Does that make sense?

We can go through a proof if you like.
 
Bashyboy said:
Was there reasoning used to define this, or did the person arbitrarily define it?

In mathematics (and perhaps in life) if someone claims "If A is true then B is true" and you wish to disprove it, then need an example when A is true and B is false. It doesn't help to cite an example when A is false. For example, if we claim if a figure is a triangle then the sum of it's interior angles is 180 deg. then we don't want to someone to disprove that by drawing a square.

If left to non-mathematicians ,when A is false, the statement "If A then B" might be declared to be "undecided" or something like that - something neither true nor false. But this doesn't work once you begin to consider logical functions with variables in them. To turn these into "statements" , you quantify the variables with modifiers like "for each" or "there exists". We regard the statement "For each x, if 0 < x < 3 then 0 < x^2 < 9" as true. We don't want to say it's "undecided" or false because of the case when x = 234. The "if..." part is rather like a filter. If a statement correctly filters out all cases that don't apply, then the statement is true.
 
Bashyboy said:
Hello,

I just began my Discrete Mathematics class. It is rather interesting, but I have a few questions regarding the definitions of logical connectives. For instance, my book states that the conditional statement,p \rightarrow q serving as an example, is false when p is true and and q is false, and true otherwise.

Was there reasoning used to define this, or did the person arbitrarily define it?

If 2+2 = 5 then I'm the Pope. That's a true statement.

How could you disprove it? You'd have to show that

1) 2 + 2 = 5; and

2) I'm not the Pope.

But you can't do that! You can't show that 2 + 2 = 5 because that's false.

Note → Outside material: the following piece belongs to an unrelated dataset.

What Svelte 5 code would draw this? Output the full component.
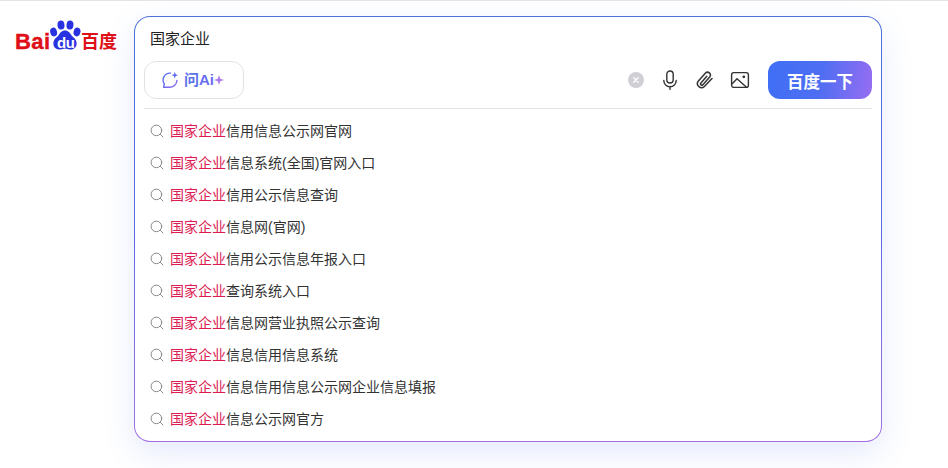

So you see, if 2 + 2 = 5 then I'm the Pope. Any implication where the antecedent is false, is a true implication.

Hope this helps. This is certainly a common area of confusion. After a while you'll get used to it. False antecedent implies anything.

By the way if I happened to be the Pope -- which, on an anonymous forum, can't be completely ruled out -- then "if 2 + 2 = 5 then I'm the Pope" is also a true implication. If the consequent is true, then the implication is true.

Therefore to make my examples work, I have to actually assure you that I am not the Pope :-) But if 2 + 2 were 5, I certainly would be.